La historia de la
anciana me la contó P. un hombre cabal. Regenta un restaurante firme a sus
principios desde hace una treintena de años.
Pues bien, la
anciana, en lo más crudo del invierno provinciano, merodeaba al anochecer junto
a la puerta trasera del restaurante; ésa por la que salen y entran los
empleados, ésa a la que llega el género, ésa, sí, por donde se saca la basura
cuando se cierra la puerta a los clientes y todo se prepara para el día
siguiente.
La anciana, insisto,
en lo más crudo del invierno, apenas vestía una falda mediada, un jersey de
punto algo raído y una toquilla remendada. Digna en una pobreza digna, blanco
el pelo recogido en un moño. Pulcra en la necesidad, los pómulos marcados, las
ojeras del color de las violetas. No hablaba. No se acercaba a la puerta
trasera. Sólo esperaba.
Una noche
especialmente fría, P. se le acercó. “Señora, le dijo ¿Necesita usted algo?”. Y
la mujer, mirando al suelo avergonzada, le pidió unas sobras. “Lo que tenga,
cualquier cosa me irá bien”. Aquella noche y muchas otras noches después, P.

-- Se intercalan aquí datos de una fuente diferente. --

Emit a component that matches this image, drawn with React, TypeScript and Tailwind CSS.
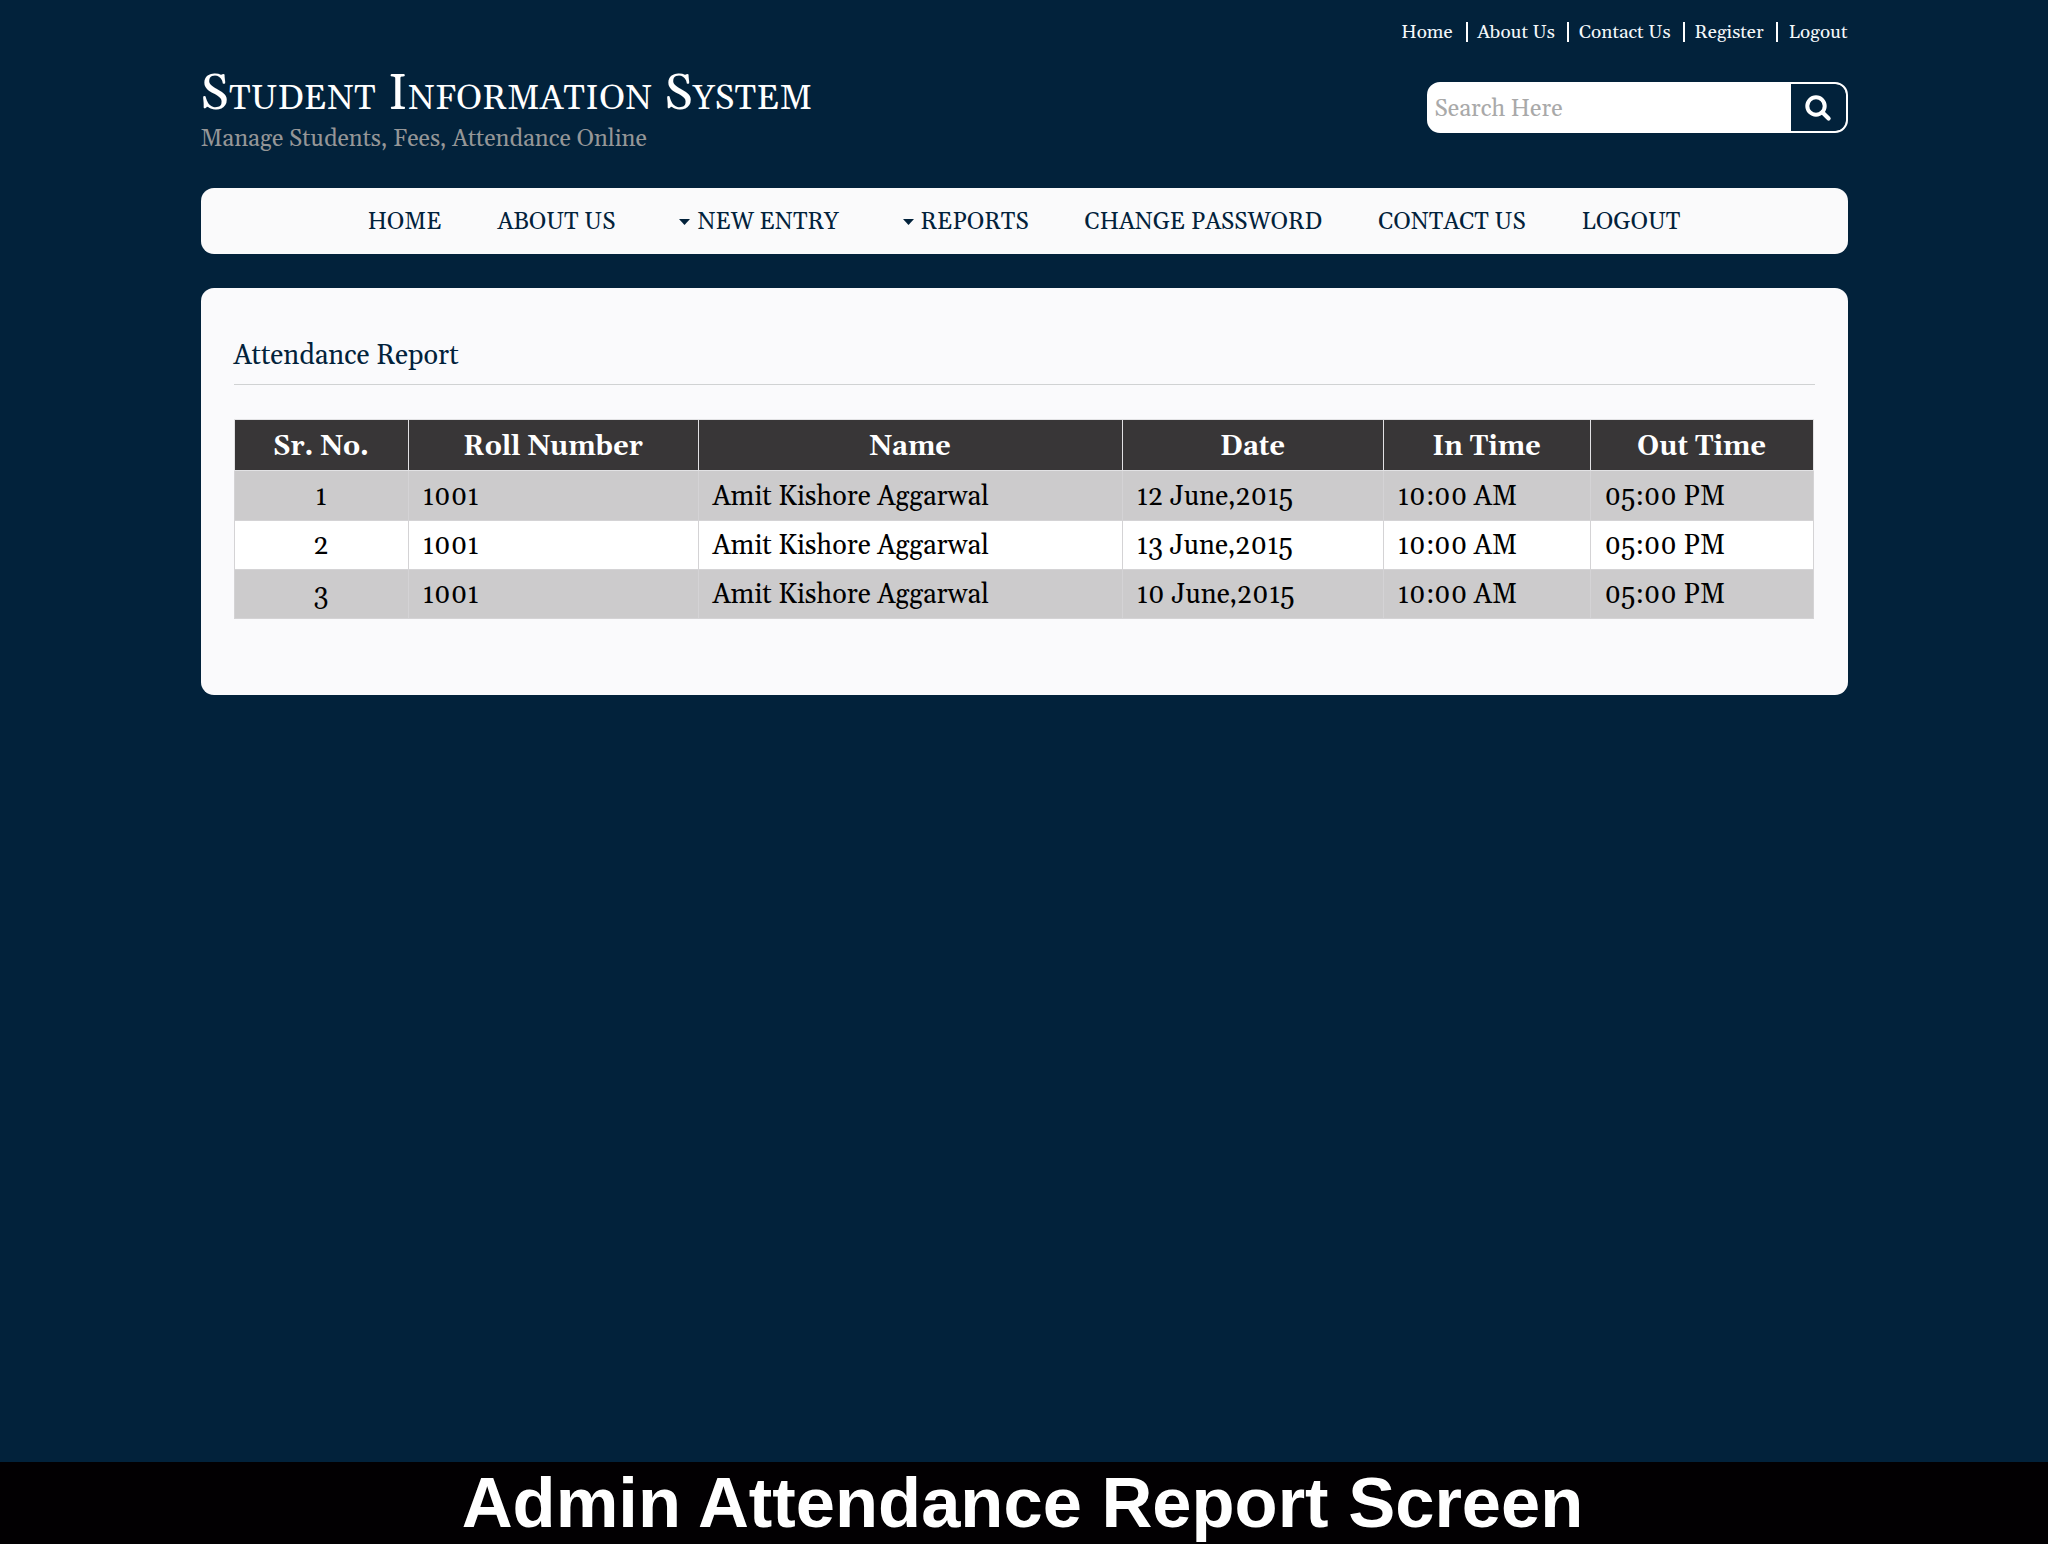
import React from "react";

const topLinks = ["Home", "About Us", "Contact Us", "Register", "Logout"];

const navItems = [
  { label: "HOME" },
  { label: "ABOUT US" },
  { label: "NEW ENTRY", menu: true },
  { label: "REPORTS", menu: true },
  { label: "CHANGE PASSWORD" },
  { label: "CONTACT US" },
  { label: "LOGOUT" },
];

const columns = ["Sr. No.", "Roll Number", "Name", "Date", "In Time", "Out Time"];

const records = [
  ["1", "1001", "Amit Kishore Aggarwal", "12 June,2015", "10:00 AM", "05:00 PM"],
  ["2", "1001", "Amit Kishore Aggarwal", "13 June,2015", "10:00 AM", "05:00 PM"],
  ["3", "1001", "Amit Kishore Aggarwal", "10 June,2015", "10:00 AM", "05:00 PM"],
];

function TopLinks() {
  return (
    <ul className="flex h-5 items-center text-[18.9px] leading-5 text-[#f4f8fa]">
      {topLinks.map((label, i) => (
        <li
          key={label}
          className={
            i === 0
              ? "flex h-5 items-center pr-[13px]"
              : i === topLinks.length - 1
                ? "flex h-5 items-center border-l-2 border-white pl-[10.5px]"
                : "flex h-5 items-center border-l-2 border-white pr-[12.5px] pl-[9.5px]"
          }
        >
          <a>{label}</a>
        </li>
      ))}
    </ul>
  );
}

function SearchBox() {
  return (
    <div className="flex h-[51px] w-[421px] overflow-hidden rounded-[13px] border-2 border-white bg-white">
      <div className="flex flex-1 items-center pt-[2px] pl-[6px] text-[23.6px] leading-8 text-[#a9a9a9]">
        Search Here
      </div>
      <button className="flex w-[55px] items-center justify-center rounded-r-[10px] bg-[#02223b]">
        <svg width="28" height="28" viewBox="0 0 28 28" fill="none" stroke="white">
          <circle cx="12" cy="12" r="8.7" strokeWidth="4" />
          <path d="M18.3 18.3 L24.6 24.6" strokeWidth="4.2" strokeLinecap="round" />
        </svg>
      </button>
    </div>
  );
}

function NavBar() {
  return (
    <nav className="mt-[34px] flex h-[66px] items-center justify-center rounded-[13px] bg-[#fafafb] pt-px text-[23.55px] leading-8 text-[#02223b]">
      {navItems.map((item) => (
        <a key={item.label} className="flex items-center px-7 whitespace-nowrap">
          {item.menu && (
            <svg className="mr-[7px] ml-2" width="11" height="6" viewBox="0 0 11 6" fill="currentColor">
              <path d="M0 0 H11 L5.5 6 Z" />
            </svg>
          )}
          {item.label}
        </a>
      ))}
    </nav>
  );
}

function AttendanceTable() {
  return (
    <table className="mt-[34px] w-[1580px] table-fixed border-collapse border border-[#d2d2d4] text-[27px] leading-8">
      <colgroup>
        <col className="w-[174px]" />
        <col className="w-[290px]" />
        <col className="w-[424px]" />
        <col className="w-[261px]" />
        <col className="w-[207px]" />
        <col className="w-[223px]" />
      </colgroup>
      <thead>
        <tr className="h-[51px] bg-[#383637] text-white">
          {columns.map((c) => (
            <th key={c} className="border border-[#e2e2e4] px-0 pt-[3px] pb-0 text-center font-bold">
              {c}
            </th>
          ))}
        </tr>
      </thead>
      <tbody>
        {records.map((row, r) => (
          <tr
            key={r}
            className={
              r === 1 ? "h-[49px] bg-white" : r === 0 ? "h-[50px] bg-[#cccbcc]" : "h-[49px] bg-[#cccbcc]"
            }
          >
            {row.map((cell, c) => (
              <td
                key={c}
                className={
                  c === 0
                    ? "border border-[#d4d3d5] px-0 pt-[2px] pb-0 text-center text-black"
                    : "border border-[#d4d3d5] pt-[2px] pr-0 pb-0 pl-[14px] text-left text-black"
                }
              >
                {cell}
              </td>
            ))}
          </tr>
        ))}
      </tbody>
    </table>
  );
}

export default function App() {
  return (
    <div className="flex h-[1544px] w-[2048px] flex-col bg-[#02223b] font-['Gelasio','Georgia','Liberation_Serif',serif]">
      <div className="mx-auto w-[1647px] flex-1">
        <header className="flex h-[154px] justify-between">
          <div className="pt-[64px]">
            <h1 className="text-[50.4px] leading-[60px] tracking-[0.18px] whitespace-nowrap text-white [font-variant-caps:small-caps]">
              Student Information System
            </h1>
            <p className="-mt-px text-[23.55px] leading-8 text-[#959697]">Manage Students, Fees, Attendance Online</p>
          </div>
          <div className="flex flex-col items-end gap-10 pt-[22px]">
            <TopLinks />
            <SearchBox />
          </div>
        </header>
        <NavBar />
        <main className="mt-[34px] h-[407px] rounded-[13px] bg-[#fafafc] px-[33px] pt-12">
          <h2 className="h-[49px] border-b border-[#d0d2d3] text-[27px] leading-10 text-[#02223b]">
            Attendance Report
          </h2>
          <AttendanceTable />
        </main>
      </div>
      <footer className="flex h-[82px] items-center justify-center bg-[#020002] pr-[3px] font-['Liberation_Sans',sans-serif] text-[70.5px] font-bold whitespace-nowrap text-white">
        Admin Attendance Report Screen
      </footer>
    </div>
  );
}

preparaba un bocadillo de pan tierno, torta de aceite templada, y lo rellenaba
con las exquisiteces de su carta. Acompañaba el frugal menú con una pieza de fruta
y se lo entregaba a la mujer que hasta intentó besarle las manos un día.
La anciana, cuando
había pasado una semana, requirió a P. que, por favor, no le pusiera un
bocadillo tan grande, que con la mitad le bastaba, que no era cosa de tirar la
comida con lo mal que estaba todo.
Así que P., además de
ponerle un bocadillo más menguado le preguntó que si era viuda, que si no tenía
pensión, que si le podía ayudar con algún papel. La mujer, con esa mirada gris
que dan los años y las penas le dijo que sí, que viuda era y que la menguada
pensión se la habían quedado sus hijas, dispuestas también a dejarla en la
calle a la menor posibilidad. “Ya sabe, añadió la mujer, la juventud, que sólo
miran por ellos”. Y se marchó. Y regresó noche tras noche, hasta que no volvió
más.
Nunca supo P. qué fue
de ella, de esa mujer anciana, hambrienta y digna, de todos sus avatares
vitales, de cómo se terminaron sus días de sangre y hambre, aliviados siquiera
por un bocadillo caliente y una pieza de fruta para ir tirando. Creo que lo
llaman caridad.
Es injusticia en todo
caso.
Y a P. se le escapaban las lágrimas contándolo.